**Exercise goal**
Output all entries verbatim. Skip pictures.

********************

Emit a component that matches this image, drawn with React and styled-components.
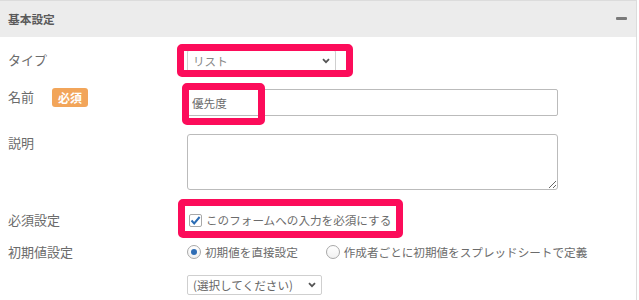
import React from 'react';
import styled, { createGlobalStyle } from 'styled-components';

const Global = createGlobalStyle`
  html, body { margin: 0; padding: 0; background: #fff; }
  body { font-family: "Noto Sans CJK JP", "Noto Sans", sans-serif; }
  * { box-sizing: border-box; }
`;

const Page = styled.div`
  position: relative;
  width: 639px;
  height: 300px;
  overflow: hidden;
`;

const Panel = styled.section`
  width: 637px;
  height: 300px;
  border-top: 1px solid #dcdcdc;
  border-right: 1px solid #dcdcdc;
`;

const Header = styled.header`
  height: 36px;
  background: #ececec;
  display: flex;
  align-items: center;
  justify-content: space-between;
  padding: 0 9px 1px 8px;
`;

const Title = styled.h2`
  margin: 0;
  font-size: 11.7px;
  font-weight: 700;
  color: #5a5a5a;
  line-height: 16px;
`;

const Minus = styled.span`
  width: 11px;
  height: 3px;
  border-radius: 1px;
  background: #7a7a7a;
`;

const Body = styled.div`
  padding-top: 13px;
  display: flex;
  flex-direction: column;
`;

const Row = styled.div`
  display: grid;
  grid-template-columns: 187px 1fr;
  align-items: start;
  margin-top: ${p => p.$gap || 0}px;
`;

const Label = styled.div`
  display: flex;
  align-items: center;
  height: 20px;
  padding-left: 8px;
  margin-top: ${p => p.$off || 0}px;
  font-size: 13px;
  color: #6b6b6b;
  line-height: 20px;
`;

const Badge = styled.span`
  margin-left: 18px;
  height: 19px;
  padding: 0 6px;
  border-radius: 3px;
  background: #f2a55a;
  color: #fff;
  font-size: 12px;
  font-weight: 700;
  line-height: 19px;
`;

const FakeSelect = styled.div`
  display: flex;
  align-items: center;
  justify-content: space-between;
  width: ${p => p.$w}px;
  height: ${p => p.$h}px;
  padding: 0 5px 0 5px;
  border: 1px solid #cfcfcf;
  border-radius: 2px;
  background: #fff;
  font-size: 11.6px;
  color: ${p => p.$color || '#888'};
`;

const TextInput = styled.input`
  width: 371px;
  height: 27px;
  padding: 0 4px;
  border: 1px solid #bbb;
  border-radius: 2px;
  font-family: inherit;
  font-size: 11.6px;
  color: #6b6b6b;
  outline: none;
`;

const TextArea = styled.textarea`
  display: block;
  width: 371px;
  height: 56px;
  border: 1px solid #bbb;
  border-radius: 3px;
  resize: vertical;
  font-family: inherit;
  outline: none;
`;

const Inline = styled.label`
  display: flex;
  align-items: center;
  gap: 4px;
  height: 20px;
  margin-left: ${p => p.$ml || 0}px;
  font-size: 11.6px;
  color: #6b6b6b;
`;

const Options = styled.div`
  display: flex;
  align-items: center;
  gap: 28px;
`;

const Box = styled.span`
  display: flex;
  align-items: center;
  justify-content: center;
  width: 13px;
  height: 13px;
  border: 1px solid #a8a8a8;
  border-radius: 2px;
  background: #fff;
`;

const Radio = styled.span`
  display: flex;
  align-items: center;
  justify-content: center;
  width: 14px;
  height: 14px;
  border: 1px solid #a8a8a8;
  border-radius: 50%;
  background: linear-gradient(#fff, #f1f1f1);
  &::after {
    content: '';
    display: ${p => (p.$on ? 'block' : 'none')};
    width: 6px;
    height: 6px;
    border-radius: 50%;
    background: #2f6db5;
  }
`;

const Highlight = styled.div`
  position: absolute;
  left: ${p => p.$x}px;
  top: ${p => p.$y}px;
  width: ${p => p.$w}px;
  height: ${p => p.$h}px;
  border: 7px solid #fc0c5a;
  border-radius: 5px;
  pointer-events: none;
`;

const Chevron = () => (
  <svg width="8" height="6" viewBox="0 0 8 6">
    <path d="M1 1.2 L4 4.2 L7 1.2" fill="none" stroke="#555" strokeWidth="1.8" />
  </svg>
);

const Check = () => (
  <svg width="11" height="11" viewBox="0 0 11 11">
    <path d="M1.5 5.5 L4.2 8.4 L9.6 2" fill="none" stroke="#2b6cb4" strokeWidth="2" />
  </svg>
);

export default function App() {
  return (
    <Page>
      <Global />
      <Panel>
        <Header>
          <Title>基本設定</Title>
          <Minus />
        </Header>
        <Body>
          <Row>
            <Label>タイプ</Label>
            <FakeSelect $w={149} $h={22}>
              <span>リスト</span>
              <Chevron />
            </FakeSelect>
          </Row>
          <Row $gap={17}>
            <Label $off={-2}>
              名前<Badge>必須</Badge>
            </Label>
            <TextInput defaultValue="優先度" readOnly />
          </Row>
          <Row $gap={18}>
            <Label $off={-1}>説明</Label>
            <TextArea />
          </Row>
          <Row $gap={20}>
            <Label>必須設定</Label>
            <Inline $ml={2}>
              <Box><Check /></Box>
              このフォームへの入力を必須にする
            </Inline>
          </Row>
          <Row $gap={12}>
            <Label>初期値設定</Label>
            <Options>
              <Inline>
                <Radio $on />
                初期値を直接設定
              </Inline>
              <Inline>
                <Radio />
                作成者ごとに初期値をスプレッドシートで定義
              </Inline>
            </Options>
          </Row>
          <Row $gap={13}>
            <Label />
            <FakeSelect $w={135} $h={20} $color="#666">
              <span>(選択してください)</span>
              <Chevron />
            </FakeSelect>
          </Row>
        </Body>
      </Panel>
      <Highlight $x={177} $y={44} $w={176} $h={33} />
      <Highlight $x={182} $y={83} $w={83} $h={42} />
      <Highlight $x={178} $y={199} $w={225} $h={39} />
    </Page>
  );
}
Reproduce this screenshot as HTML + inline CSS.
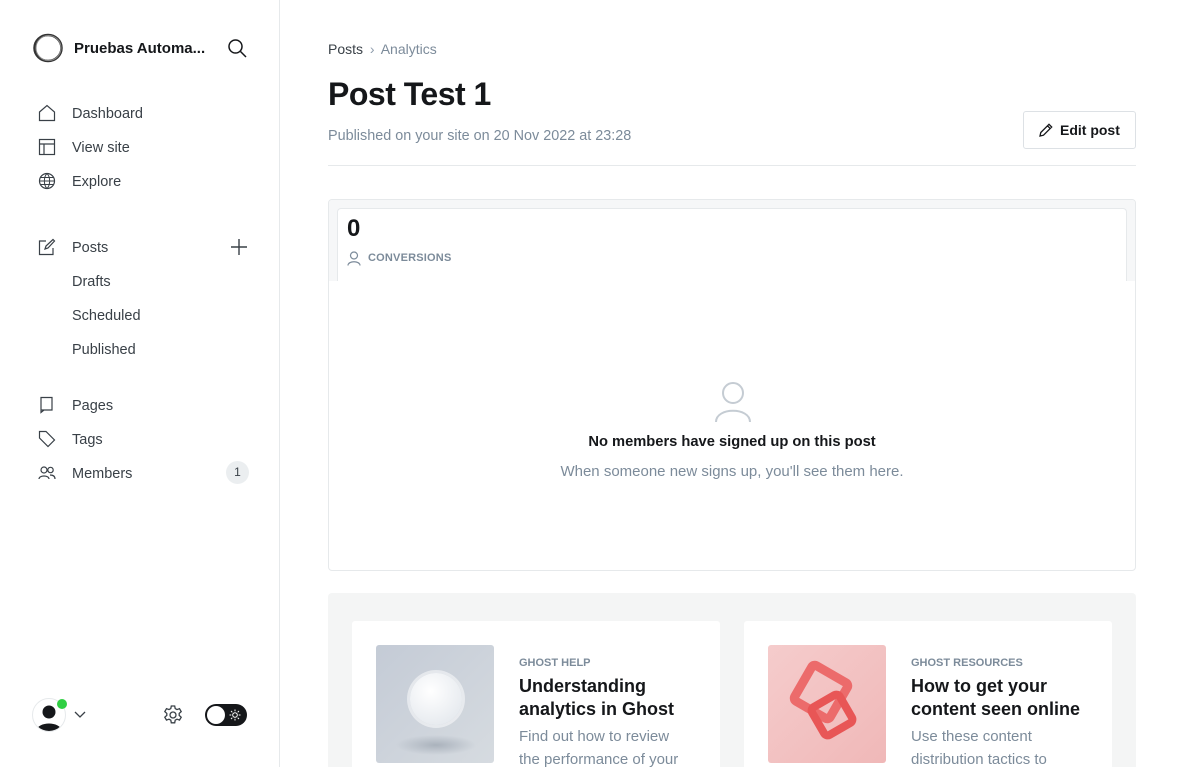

********************

**Expected output**
Emit a component that matches this image, drawn with React and styled-components.
import React from 'react';
import styled, { createGlobalStyle } from 'styled-components';

const Global = createGlobalStyle`
  html, body { margin: 0; padding: 0; background: #fff; }
  body { font-family: "Noto Sans CJK JP", "Noto Sans", sans-serif; }
  * { box-sizing: border-box; }
`;

const Page = styled.div`
  position: relative;
  width: 639px;
  height: 300px;
  overflow: hidden;
`;

const Panel = styled.section`
  width: 637px;
  height: 300px;
  border-top: 1px solid #dcdcdc;
  border-right: 1px solid #dcdcdc;
`;

const Header = styled.header`
  height: 36px;
  background: #ececec;
  display: flex;
  align-items: center;
  justify-content: space-between;
  padding: 0 9px 1px 8px;
`;

const Title = styled.h2`
  margin: 0;
  font-size: 11.7px;
  font-weight: 700;
  color: #5a5a5a;
  line-height: 16px;
`;

const Minus = styled.span`
  width: 11px;
  height: 3px;
  border-radius: 1px;
  background: #7a7a7a;
`;

const Body = styled.div`
  padding-top: 13px;
  display: flex;
  flex-direction: column;
`;

const Row = styled.div`
  display: grid;
  grid-template-columns: 187px 1fr;
  align-items: start;
  margin-top: ${p => p.$gap || 0}px;
`;

const Label = styled.div`
  display: flex;
  align-items: center;
  height: 20px;
  padding-left: 8px;
  margin-top: ${p => p.$off || 0}px;
  font-size: 13px;
  color: #6b6b6b;
  line-height: 20px;
`;

const Badge = styled.span`
  margin-left: 18px;
  height: 19px;
  padding: 0 6px;
  border-radius: 3px;
  background: #f2a55a;
  color: #fff;
  font-size: 12px;
  font-weight: 700;
  line-height: 19px;
`;

const FakeSelect = styled.div`
  display: flex;
  align-items: center;
  justify-content: space-between;
  width: ${p => p.$w}px;
  height: ${p => p.$h}px;
  padding: 0 5px 0 5px;
  border: 1px solid #cfcfcf;
  border-radius: 2px;
  background: #fff;
  font-size: 11.6px;
  color: ${p => p.$color || '#888'};
`;

const TextInput = styled.input`
  width: 371px;
  height: 27px;
  padding: 0 4px;
  border: 1px solid #bbb;
  border-radius: 2px;
  font-family: inherit;
  font-size: 11.6px;
  color: #6b6b6b;
  outline: none;
`;

const TextArea = styled.textarea`
  display: block;
  width: 371px;
  height: 56px;
  border: 1px solid #bbb;
  border-radius: 3px;
  resize: vertical;
  font-family: inherit;
  outline: none;
`;

const Inline = styled.label`
  display: flex;
  align-items: center;
  gap: 4px;
  height: 20px;
  margin-left: ${p => p.$ml || 0}px;
  font-size: 11.6px;
  color: #6b6b6b;
`;

const Options = styled.div`
  display: flex;
  align-items: center;
  gap: 28px;
`;

const Box = styled.span`
  display: flex;
  align-items: center;
  justify-content: center;
  width: 13px;
  height: 13px;
  border: 1px solid #a8a8a8;
  border-radius: 2px;
  background: #fff;
`;

const Radio = styled.span`
  display: flex;
  align-items: center;
  justify-content: center;
  width: 14px;
  height: 14px;
  border: 1px solid #a8a8a8;
  border-radius: 50%;
  background: linear-gradient(#fff, #f1f1f1);
  &::after {
    content: '';
    display: ${p => (p.$on ? 'block' : 'none')};
    width: 6px;
    height: 6px;
    border-radius: 50%;
    background: #2f6db5;
  }
`;

const Highlight = styled.div`
  position: absolute;
  left: ${p => p.$x}px;
  top: ${p => p.$y}px;
  width: ${p => p.$w}px;
  height: ${p => p.$h}px;
  border: 7px solid #fc0c5a;
  border-radius: 5px;
  pointer-events: none;
`;

const Chevron = () => (
  <svg width="8" height="6" viewBox="0 0 8 6">
    <path d="M1 1.2 L4 4.2 L7 1.2" fill="none" stroke="#555" strokeWidth="1.8" />
  </svg>
);

const Check = () => (
  <svg width="11" height="11" viewBox="0 0 11 11">
    <path d="M1.5 5.5 L4.2 8.4 L9.6 2" fill="none" stroke="#2b6cb4" strokeWidth="2" />
  </svg>
);

export default function App() {
  return (
    <Page>
      <Global />
      <Panel>
        <Header>
          <Title>基本設定</Title>
          <Minus />
        </Header>
        <Body>
          <Row>
            <Label>タイプ</Label>
            <FakeSelect $w={149} $h={22}>
              <span>リスト</span>
              <Chevron />
            </FakeSelect>
          </Row>
          <Row $gap={17}>
            <Label $off={-2}>
              名前<Badge>必須</Badge>
            </Label>
            <TextInput defaultValue="優先度" readOnly />
          </Row>
          <Row $gap={18}>
            <Label $off={-1}>説明</Label>
            <TextArea />
          </Row>
          <Row $gap={20}>
            <Label>必須設定</Label>
            <Inline $ml={2}>
              <Box><Check /></Box>
              このフォームへの入力を必須にする
            </Inline>
          </Row>
          <Row $gap={12}>
            <Label>初期値設定</Label>
            <Options>
              <Inline>
                <Radio $on />
                初期値を直接設定
              </Inline>
              <Inline>
                <Radio />
                作成者ごとに初期値をスプレッドシートで定義
              </Inline>
            </Options>
          </Row>
          <Row $gap={13}>
            <Label />
            <FakeSelect $w={135} $h={20} $color="#666">
              <span>(選択してください)</span>
              <Chevron />
            </FakeSelect>
          </Row>
        </Body>
      </Panel>
      <Highlight $x={177} $y={44} $w={176} $h={33} />
      <Highlight $x={182} $y={83} $w={83} $h={42} />
      <Highlight $x={178} $y={199} $w={225} $h={39} />
    </Page>
  );
}
Reproduce this screenshot as HTML + inline CSS.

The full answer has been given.